Antara tahun 1990 hingga 2018, Swedia berhasil menurunkan emisi gas rumah kaca sebesar 27 persen. Menurut badan perlindungan lingkungan Swedia, pengurangan emisi terbesar berasal dari pemanas rumah dan fasilitas industri. Pajak karbon ini juga mendorong produksi listrik bebas CO2 sebagai upaya mengurangi emisi.
Langkah pemerintah Swedia tersebut bukan tanpa kritik. Di tahun 2019, kelompok ahli dari Stockholm School of Economics menilai, meski perusahaan di Swedia antara tahun 1900-2008 telah mengurangi emisi, produsen bahan konstruksi yang masuk dalam pengecualian pajak karbon justru merupakan pencemar utama yang tidak mengurangi emisi, bahkan berpotensi meningkatkannya.
Seorang profesor Per Stromberg dan rekan penulis laporan tersebut menyebut, salah satu alasan utama kegagalan itu ialah banyak pencemar besar diberi keringanan beban pajak, seperti industri baja karena dianggap akan bangkrut apabila harus membayar pajak atas jumlah total emisi.
Tahun 2014, Jacob Lundberg berpendapat, tarif pajak karbon di negara itu terlalu tinggi. Dia juga menilai, efektifitas pajak karbon Swedia dirusak oleh industri yang masuk dalam pengeculiaan seperti yang dikatakan oleh Per Stromberg.
Indonesia pun akan segera menyusul menyusul. Pemerintah berencana menerapkan pajak karbon untuk Pembangkit Listrik Tenaga Uap (PLTU) mulai 1 Juli 2022 dengan nilai Rp30/kg karbon dioksida ekuivitas.
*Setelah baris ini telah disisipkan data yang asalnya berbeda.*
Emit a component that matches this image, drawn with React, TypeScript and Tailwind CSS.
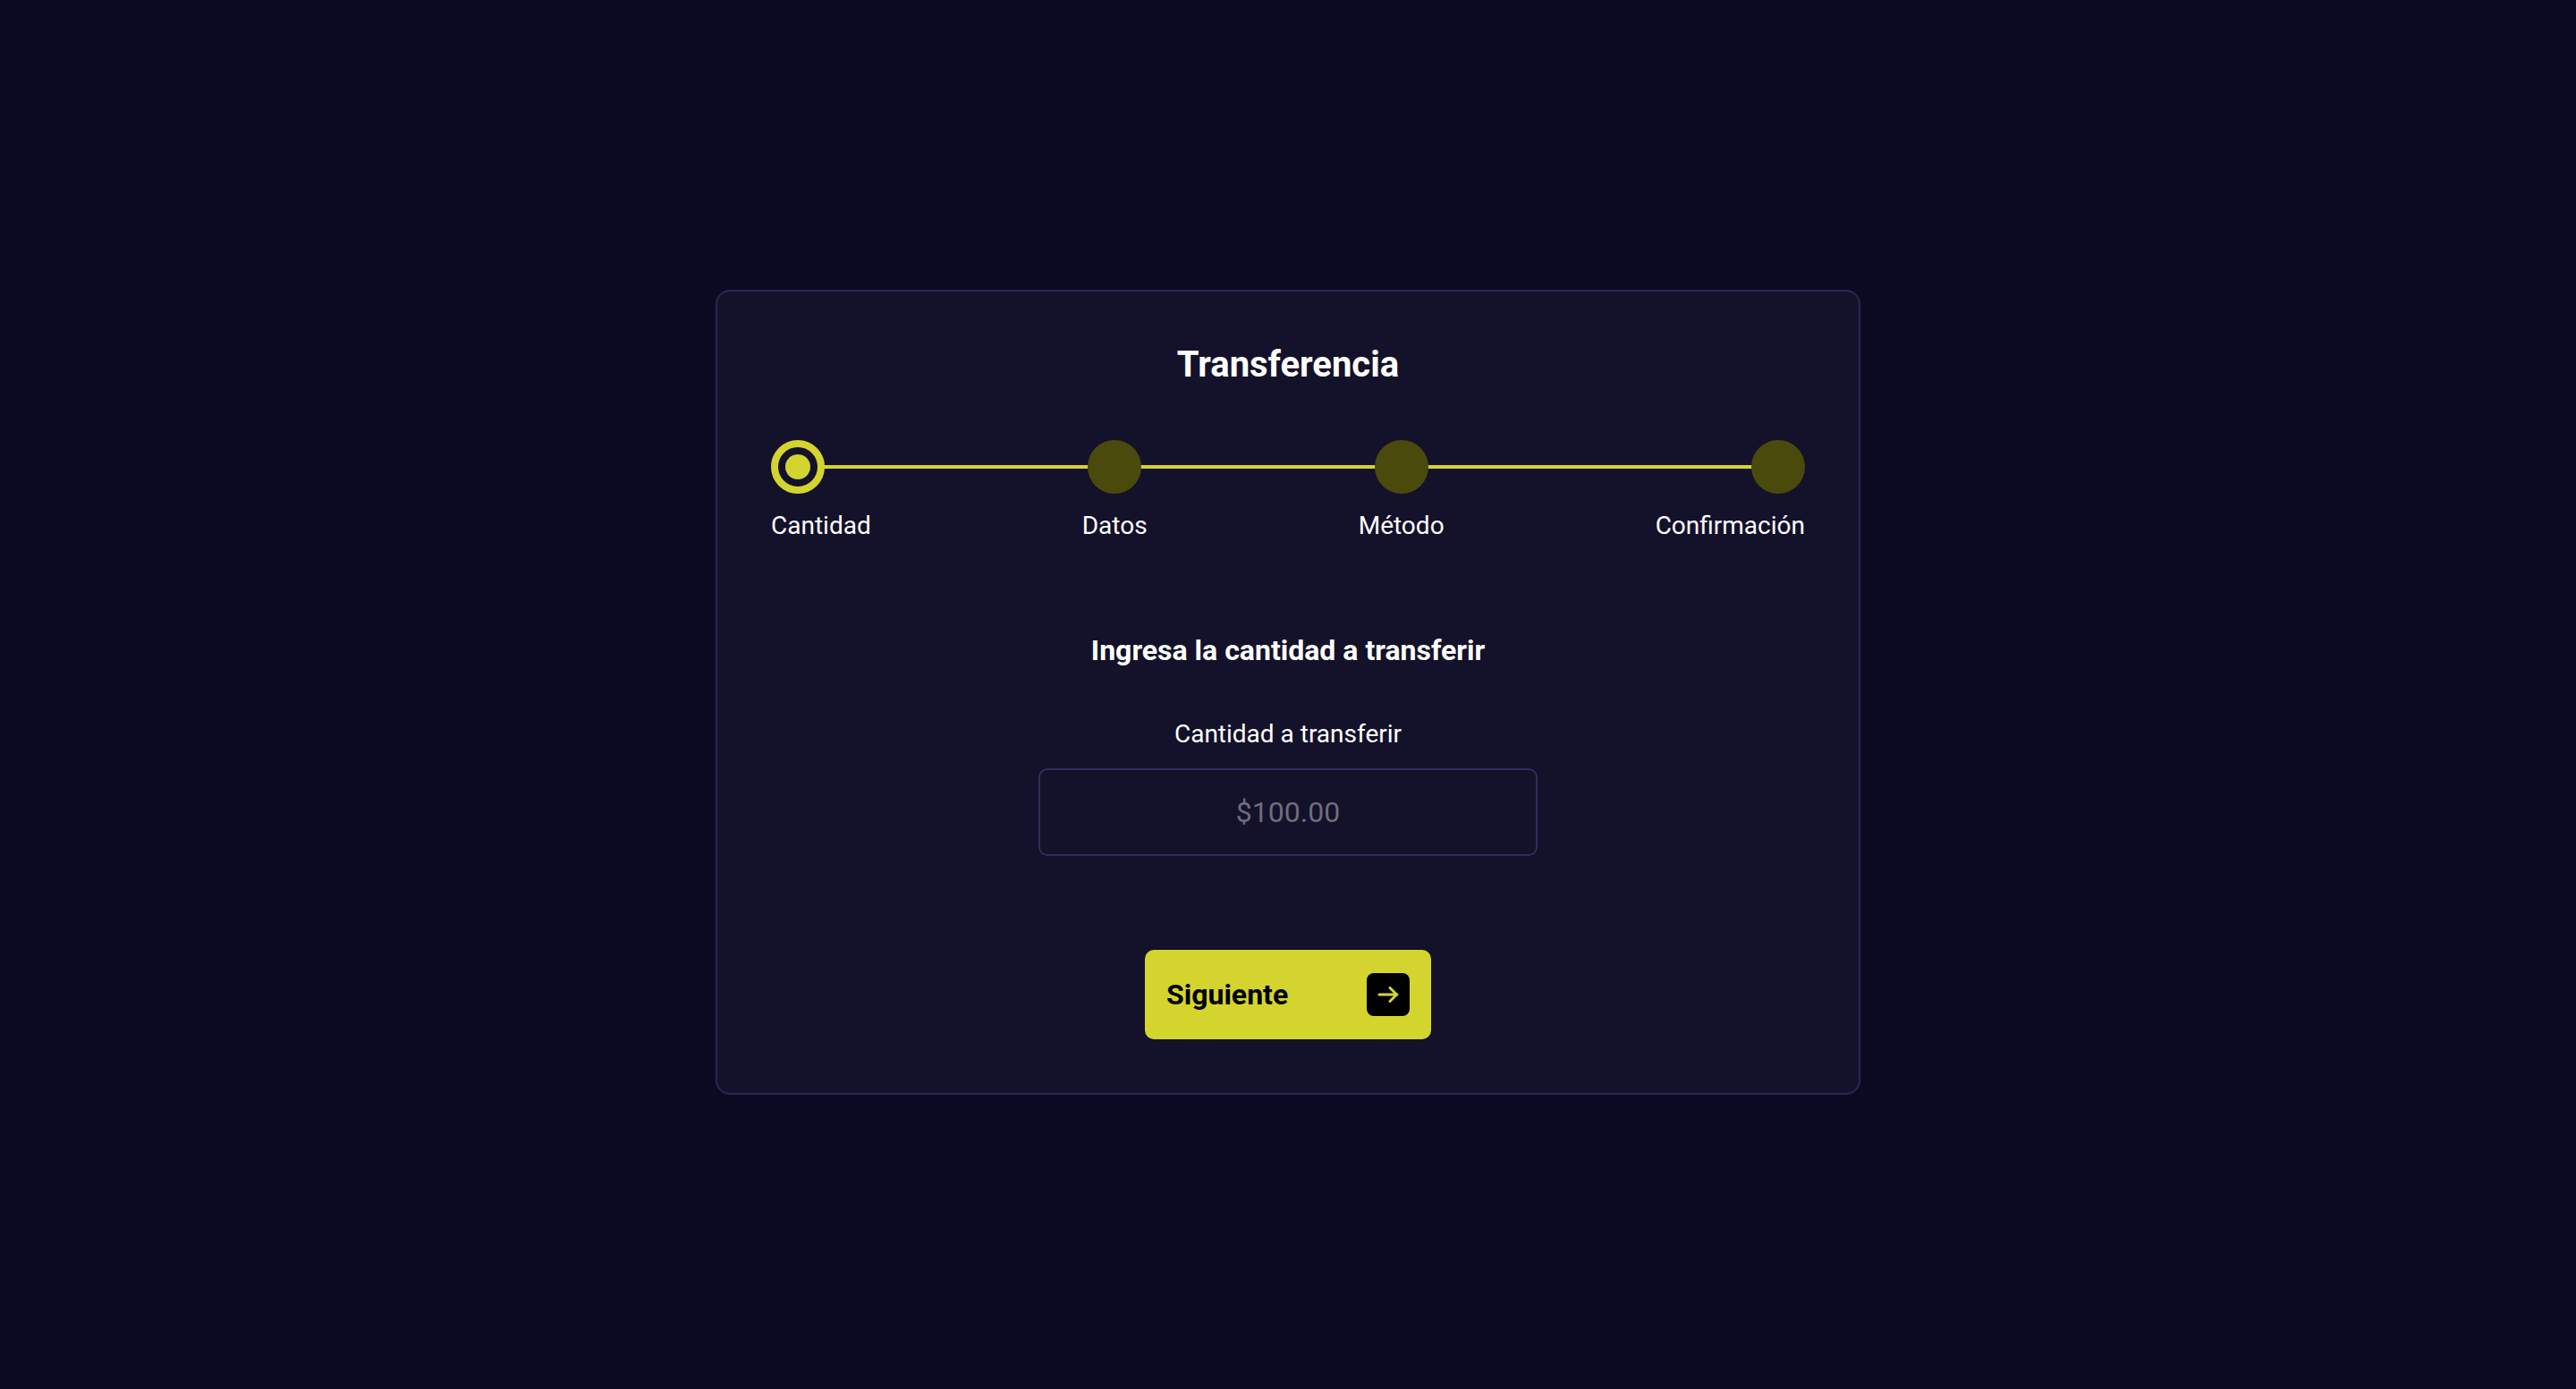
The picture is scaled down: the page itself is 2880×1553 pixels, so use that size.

Melansir Boston Review, para ekonom, harga karbon efektif harus cukup tinggi untuk membuat pencemar membayar eksternalitas yang dihasilkan. Menurut Bank Dunia, negara perlu mematok antara US$40 hingga US$80 per ton untuk memenuhi target dari Perjanjian Paris. Sedangkan, ilmuwan iklim dari Universitas California San Diego memperkirakan, biaya atas kerusakan yang diakibatkan oleh polusi karbon semestinya dikenakan U$S417 per ton.
Meski, Swedia menjadi negara dengan pajak karbon tertinggi dunia, sayangnya itu masih dikategorikan rendah. Sedangkan, Indonesia bisa dikatakan jauh lebih rendah lagi, baik yang disarankan oleh Bank Dunia apalagi saran ilmuwan iklim tersebut.
Dari studi lain, Fraser Institute menemukan, pajak karbon global tidak efektif karena tujuan utamanya kebanyakan bukan untuk menurunkan emisi gas rumah kaca melainkan mendompleng pendapatan pemerintah. Hasil itu ditemukan dari negara kaya yang tergabung dalam anggota OECD.
Dengan sumber data dari penerapan pajak yang terjadi di dunia bisa jadi Indonesia juga akan mengalaminya. Terlebih dipatok dengan biaya yang amat murah dan kemungkinan akan dilihat sebagai pendapatan negara juga bisa saja terjadi.
Namun demikian, kita harus melihat beberapa tahun ke depan setelah aturan ini nantinya diberlakukan agar lebih mengetahun efektivitasnya.